O ovo de Trump (ou a falta deles nas prateleiras): Presidente dos EUA agrava crise criada por epidemia de gripe das aves

A escassez de ovos nos Estados Unidos transformou-se numa crise nacional, visível nas prateleiras vazias de grandes cadeias de supermercados como a Trader Joe’s. “As galinhas estão em greve” é a mensagem que se lê em cartazes expostos nos frigoríficos destas lojas, acompanhada de um pedido de desculpas aos clientes. A situação deve-se a uma combinação de fatores: a maior epidemia de gripe aviária da história do país, decisões logísticas internas e políticas comerciais controversas da administração de Donald Trump.
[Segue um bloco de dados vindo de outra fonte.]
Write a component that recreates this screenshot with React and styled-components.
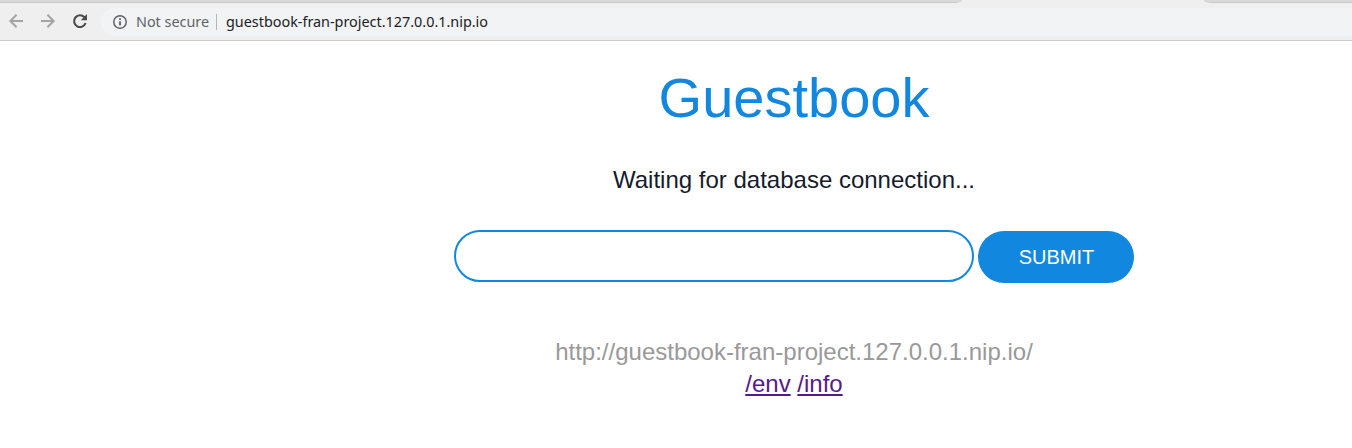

Desde 2022, o vírus H5N1, causador da gripe aviária, provocou a morte de 136 milhões de aves nos EUA. Apenas no último trimestre de 2024, mais de 20 milhões de galinhas poedeiras foram abatidas, representando cerca de 10% da população de aves produtoras de ovos no país, segundo dados do Departamento de Agricultura dos EUA.

A situação agravou-se com o surgimento de casos humanos. Até 6 de janeiro de 2025, foram registadas 67 infeções em pessoas, com uma morte confirmada no mesmo mês, de um paciente idoso com comorbidades. Estados como Califórnia e Colorado estão entre os mais afetados, com o primeiro a declarar estado de emergência após um caso grave.

Karyn Rispoli, editora da Expana, explicou ao The New York Times: “Esta é a onda mais devastadora de gripe aviária desde o início do surto há três anos. Desta vez, as explorações que abastecem o setor retalhista foram desproporcionalmente atingidas, criando um vazio significativo.”

A crise também se reflete nos preços, que dispararam para níveis sem precedentes. Em 2022, o preço médio de uma dúzia de ovos era de 2,86 dólares. Hoje, os valores alcançam 8 dólares na Califórnia e cerca de 7 dólares em Nova Iorque, com um aumento de 28,1% nos últimos meses.

Embora a inflação crescente nos últimos anos da administração de Joe Biden já tivesse pressionado os preços, a situação foi agravada pela gripe aviária e pela dependência de importações de Canadá e México. A administração Trump impôs tarifas de 25% a estes países, exacerbando os problemas de abastecimento interno.

Rafael Calduch, especialista em economia e relações internacionais da Universidade Europeia, afirmou ao El Confidencial: “Não deveria haver esta escassez. Nos EUA, o problema está na logística interna. Além disso, há falta de mão de obra, as infraestruturas são obsoletas e o setor agrícola depende fortemente de trabalhadores imigrantes.”

A administração Trump decidiu restringir a comunicação oficial sobre a gripe aviária. Segundo o The New York Times, foram canceladas reuniões com especialistas científicos, e entidades como o Centro de Controlo e Prevenção de Doenças (CDC) e a Administração de Alimentos e Medicamentos (FDA) estão impedidas de publicar atualizações sobre os contágios.

Críticos, como o ex-secretário do Trabalho, Robert Reich, classificaram esta decisão como “uma ameaça à saúde pública e à economia”. Trump justificou a medida como parte de um controlo narrativo sobre questões de saúde pública, mas cientistas alertam para as graves consequências desta falta de transparência.

Além disso, a saída dos EUA da Organização Mundial da Saúde (OMS), uma decisão do primeiro dia do novo mandato de Trump, também gerou preocupações. O diretor da OMS, Tedros Adhanom, alertou: “Não é uma questão de se haverá outra pandemia, mas de quando ela acontecerá.”

Especialistas temem que a gripe aviária, que atualmente não é transmissível entre humanos, possa sofrer mutações e agravar-se. A combinação de fatores como políticas protecionistas, infraestruturas inadequadas e uma epidemia descontrolada sublinha as fragilidades do sistema agrícola e de saúde pública nos EUA.

Enquanto isso, as prateleiras vazias de ovos simbolizam não apenas uma crise sanitária, mas também os desafios políticos e económicos de um país em tensão.